Vitali and Vlad are fighting the best fighters out there. How can they get Haye into a ring? Haye is still running.
This doesn't work. You cannot critisize Walcott like this. Most of these losses occured early in Walcott's career in the 1930s when he had a family of 6 to feed, no time to train, and hardly a sandwhich to eat for 48 hrs. Not to mention contracting typhoid fever in 1933. Walcott did not have the nicy cozy rich modern training benefits vitali was accustomed too. When Walcott did start getting full meals in his stomach and world class training oppertunites by 1945, walcott started tearing up the division. Walcott essentially cleaned out the heavyweight division from 1945-1947. He continued on top for the next 7 years winning the world heavyweight title at age 37. If you compare resume to resume, Walcott beat the much better competition than Vitali did.
Yeah we need 5 GREAT fighters to appear out of thin air so Vitali can secure his legacy. They keep lining em up and he keeps knockin' em down. When he KO's Haye it will be written off as W against a no chin **** talking over hyped fairy(which is exactly what Gaye is).....point being it will never end simply because there isnt enough comp to push him.He aint the first great HW to suffer from a lackluster division.
Remember Joe Louis' "Bum of the month"? Larry Holmes fought some real jokes! Tyson fought Tillis?! Many more push overs. Lewis got his arse kicked by an unknown, Mavrovich! Etc.

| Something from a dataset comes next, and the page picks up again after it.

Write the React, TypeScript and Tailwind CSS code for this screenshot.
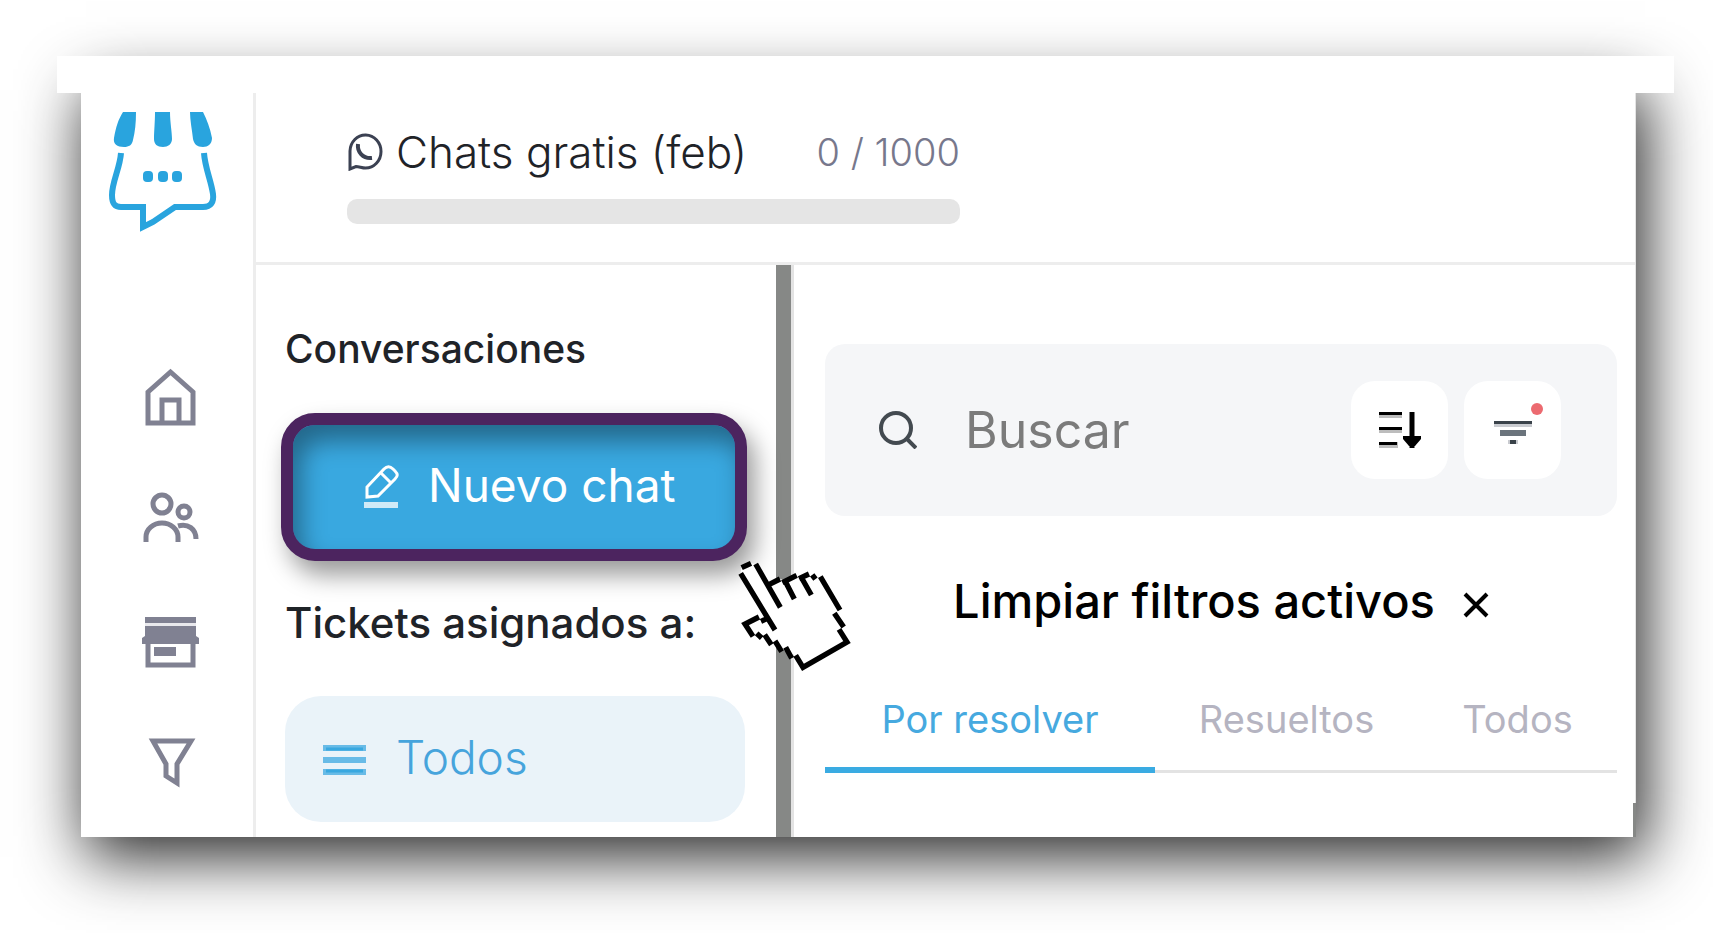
import type { ReactNode } from "react";

const AppLogo = () => (
  <svg width="108" height="120" viewBox="0 0 108 120" fill="none" aria-hidden="true">
    <g fill="#29a4de">
      <path d="M14 0H27C27 11 26 20 24 28C23 33 20 35 15 35C8 35 4 32 5 26C7 15 9 8 14 0Z" />
      <path d="M46 0H61C61 10 63 20 63 27C63 32 59 35 54 35C48 35 45 32 45 27C45 20 46 10 46 0Z" />
      <path d="M81 0H94C98 8 101 16 103 26C103 32 99 35 94 35C88 35 85 32 84 27C83 18 81 8 81 0Z" />
      <rect x="34" y="59" width="10" height="11" rx="4" />
      <rect x="49" y="59" width="10" height="11" rx="4" />
      <rect x="63" y="59" width="10" height="11" rx="4" />
    </g>
    <path
      d="M12 41C11 56 3 70 3 83C3 91 5 95 12 95H34V115L44 110L66 95H94C102 95 105 90 104 82C102 68 96 56 95 41"
      stroke="#29a4de"
      strokeWidth="6"
    />
  </svg>
);

const WhatsappIcon = () => (
  <svg width="37" height="38" viewBox="0 0 37 38" fill="none" stroke="#3b4152" strokeWidth="3" aria-hidden="true">
    <path d="M3 36V18A15.5 16.5 0 1 1 18.5 35C15 35 12 33.500 9 33.500Z" />
    <path d="M11 11C10 19 16 26 25 25" strokeWidth="4" />
  </svg>
);

const NavIcon = ({ children }: { children: ReactNode }) => (
  <svg width="64" height="64" viewBox="0 0 64 64" fill="none" stroke="#808192" strokeWidth="5" aria-hidden="true">
    {children}
  </svg>
);

const navItems = [
  {
    label: "Inicio",
    icon: (
      <NavIcon>
        <path d="M9 26L31.500 6L54 26V57H9Z" />
        <path d="M23 57V34H40V57" />
      </NavIcon>
    ),
  },
  {
    label: "Contactos",
    icon: (
      <NavIcon>
        <circle cx="23" cy="16" r="9" />
        <path d="M7 54V49A16 14 0 0 1 39 49V54" />
        <circle cx="45" cy="24" r="6" />
        <path d="M39 38C49 35 57 41 57 51" />
      </NavIcon>
    ),
  },
  {
    label: "Tienda",
    icon: (
      <NavIcon>
        <path d="M6 7H57V13H6ZM6 16H57V26L60 28V34H3V28L6 26ZM15 37H37V46H15Z" fill="#808192" stroke="none" />
        <path d="M6 13H57V16H6Z" fill="#e9e9ed" stroke="none" />
        <path d="M9 34V55H54V34" />
      </NavIcon>
    ),
  },
  {
    label: "Embudo",
    icon: (
      <NavIcon>
        <path d="M14 9H52L38 32V51L27 44V32Z" />
      </NavIcon>
    ),
  },
];

const PencilIcon = () => (
  <svg width="37" height="44" viewBox="0 0 37 44" fill="none" stroke="#fff" strokeWidth="3" className="mt-1" aria-hidden="true">
    <path d="M4 32V22L21 4C24 1 27 1 30 4L32 6C35 9 35 11 32 14L15 31Z" />
    <path d="M18 8L28 18" />
    <path d="M1 40H35" strokeWidth="6" stroke="#d0eaf7" />
  </svg>
);

const SortIcon = () => (
  <svg width="44" height="38" viewBox="0 0 44 38" aria-hidden="true">
    <path d="M1 4H24M1 19H24M1 34H20" stroke="#bdbdbd" strokeWidth="6" />
    <path d="M1 2.500H24M1 17.500H24M1 32.500H19" stroke="#000" strokeWidth="3" />
    <path d="M34 1V37" stroke="#000" strokeWidth="5" />
    <path d="M25 25H43V28L37 35H31L25 28Z" />
  </svg>
);

const FilterIcon = () => (
  <svg width="40" height="26" viewBox="0 0 40 26" aria-hidden="true">
    <path d="M1 4H39V7H1Z" fill="#c9cbd0" />
    <path d="M1 1H39V4H1Z" fill="#3a424a" />
    <path d="M7 10H33V16H7Z" fill="#6b747c" />
    <path d="M15 20H25V24H15Z" fill="#c9cbd0" />
    <path d="M17 20H23V24H17Z" fill="#3a424a" />
  </svg>
);

const HandCursor = () => (
  <svg
    className="pointer-events-none absolute -right-[118px] -bottom-[119px] z-10"
    width="140"
    height="130"
    viewBox="0 0 420 390"
    aria-hidden="true"
  >
    <path
      d="M50 52L78 40L92 42L133 102L165 86L180 92L215 76L228 82L252 72L286 80L345 180L332 192L355 230L345 240L366 276L234 352L212 316L190 308L160 290L130 270L100 258L80 256L60 222L102 200L122 204L46 70Z"
      fill="#fff"
    />
    <path
      d="M50 53L78 40M47 70L150 240M92 42L166 172M133 103L165 87M172 98L215 76M180 92L208 147M222 86L252 72M230 84L259 135M260 86L273 76M286 80L345 180M328 190L356 231M342 238L366 276L234 352L212 316M182 292L200 325M150 273L170 305M119 254L139 284M95 250L110 264M102 201L60 222L84 259M108 214L126 206"
      fill="none"
      stroke="#000"
      strokeWidth="16"
    />
  </svg>
);

const tabs = [
  { label: "Por resolver", className: "grow-330 border-[#3aabe2] text-[#46a9df]" },
  { label: "Resueltos", className: "grow-263 border-transparent text-[#b5b4c1]" },
  { label: "Todos", className: "grow-199 border-transparent text-[#b5b4c1]" },
];

const Sidebar = () => (
  <aside className="w-[175px] shrink-0 border-r-[3px] border-[#ededed] pt-[19px]">
    <a href="#" aria-label="Panel principal" className="ml-7 block w-[108px]">
      <AppLogo />
    </a>
    <nav className="mt-[134px] ml-[58px] flex flex-col gap-[58px]">
      {navItems.map((item) => (
        <a key={item.label} href="#" aria-label={item.label} className="block size-16">
          {item.icon}
        </a>
      ))}
    </nav>
  </aside>
);

const UsageHeader = () => (
  <header className="border-b-[3px] border-[#ededed] pt-[35px] pb-[38px] pl-[91px]">
    <div className="w-[613px]">
      <div className="flex items-center justify-between leading-[48px]">
        <span className="flex items-center gap-3 text-[44px] font-light text-[#1f2328]">
          <WhatsappIcon />
          Chats gratis (feb)
        </span>
        <span className="text-[38px] font-light text-[#77788c]">0 / 1000</span>
      </div>
      <div
        role="progressbar"
        aria-label="Chats gratis"
        aria-valuenow={0}
        aria-valuemax={1000}
        className="mt-[23px] h-[25px] rounded-[10px] bg-[#e5e5e5]"
      />
    </div>
  </header>
);

const Conversations = () => (
  <section className="w-[520px] shrink-0 pt-[60px] pr-[29px] pb-[15px] pl-[25px]">
    <h2 className="pl-1 text-[39px] leading-[48px] font-medium text-[#1f2328]">Conversaciones</h2>
    <div className="relative mt-10">
      <button
        type="button"
        className="flex h-[148px] w-full items-center gap-7 rounded-[34px] border-12 border-[#4c245f] bg-[#39a8e0] pb-1 pl-[70px] text-[46px] leading-[56px] text-white shadow-[8px_14px_24px_rgba(0,0,0,0.4),inset_8px_16px_24px_rgba(0,0,0,0.38)]"
      >
        <PencilIcon />
        Nuevo chat
      </button>
      <HandCursor />
    </div>
    <h2 className="mt-[38px] pl-1 text-[42px] leading-[48px] font-medium text-[#1f2328]">Tickets asignados a:</h2>
    <button
      type="button"
      className="mt-[49px] ml-1 flex h-[126px] w-[460px] items-center gap-[30px] rounded-[36px] bg-[#eaf3f9] pl-[38px] text-[46px] leading-[56px] font-light text-[#46a4dc]"
    >
      <svg width="43" height="32" viewBox="0 0 43 32" className="mt-0.5" aria-hidden="true">
        <path d="M0 4H43M0 16H43M0 28H43" stroke="#68bbe7" strokeWidth="6" />
        <path d="M3 5H40M3 27H40" stroke="#39a8e0" strokeWidth="3" />
      </svg>
      <span className="pb-1">Todos</span>
    </button>
  </section>
);

const TicketList = () => (
  <section className="min-w-0 grow pt-[79px] pr-[18px] pl-[31px]">
    <div className="flex h-[172px] items-center rounded-[20px] bg-[#f5f6f8] pr-14 pl-[54px]">
      <svg width="38" height="38" viewBox="0 0 38 38" fill="none" stroke="#434a50" strokeWidth="4" className="shrink-0" aria-hidden="true">
        <circle cx="17" cy="17" r="15" />
        <path d="M27 27L37 37" />
      </svg>
      <input
        type="text"
        placeholder="Buscar"
        aria-label="Buscar"
        className="ml-12 min-w-0 grow bg-transparent text-[50px] leading-[60px] text-[#333] outline-none placeholder:text-[#7b7b7b]"
      />
      <div className="flex gap-4">
        <button type="button" aria-label="Ordenar" className="flex h-[98px] w-[97px] items-center justify-center rounded-[24px] bg-white">
          <SortIcon />
        </button>
        <button type="button" aria-label="Filtrar" className="relative flex h-[98px] w-[97px] items-center justify-center rounded-[24px] bg-white pt-1.5">
          <FilterIcon />
          <span className="absolute top-[22px] right-[18px] size-3 rounded-full bg-[#ec6a70]" />
        </button>
      </div>
    </div>
    <button
      type="button"
      className="mx-auto mt-[57px] flex items-center gap-7 text-[47px] leading-[56px] font-medium text-black"
    >
      Limpiar filtros activos
      <svg width="26" height="26" viewBox="0 0 26 26" className="mt-2" stroke="#000" strokeWidth="4" aria-hidden="true">
        <path d="M2 2L24 24M24 2L2 24" />
      </svg>
    </button>
    <div role="tablist" className="mt-[66px] flex shadow-[inset_0_-3px_0_#e3e3e3]">
      {tabs.map((tab, i) => (
        <button
          key={tab.label}
          type="button"
          role="tab"
          aria-selected={i === 0}
          className={`basis-0 border-b-6 pb-6 text-[38px] leading-[48px] ${tab.className}`}
        >
          {tab.label}
        </button>
      ))}
    </div>
  </section>
);

export default function App() {
  return (
    <div className="min-h-screen overflow-hidden bg-white pt-14 pr-[39px] pb-24 pl-[57px] font-['Inter',sans-serif] whitespace-nowrap">
      <div className="relative z-10 h-[37px] bg-white" />
      <div className="relative mr-[38px] -mt-[19px] ml-6 flex border-r border-[#e4e4e4] bg-white pt-[19px] shadow-[7px_18px_60px_2px_rgba(0,0,0,0.85)]">
        <Sidebar />
        <div className="min-w-0 grow">
          <UsageHeader />
          <div className="flex">
            <Conversations />
            <div className="w-[18px] shrink-0 border-r-[3px] border-[#e3e3e3] bg-[#868886]" />
            <TicketList />
          </div>
        </div>
        <div className="absolute -right-px bottom-0 h-[34px] w-[3px] bg-[#868886]" />
      </div>
    </div>
  );
}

I'm a big fan but to me Vitali is a big what if. Injurys....the loss to Byrd....then he finally gets the belt then he is hurt retires....comesback when its too late anda all the comp is gone and the best wont fight him To me Wlad is closer to being great he has a long reing he is dispelling his critics and question marks he can keep winning and work toward being great Vitali missed too much never had a great run or signature win. Wlad does not have a career defining win but just keeps plugging away
Ali was out on his feet and Angelo Dundee saved him by cutting his glove to give him time to recover!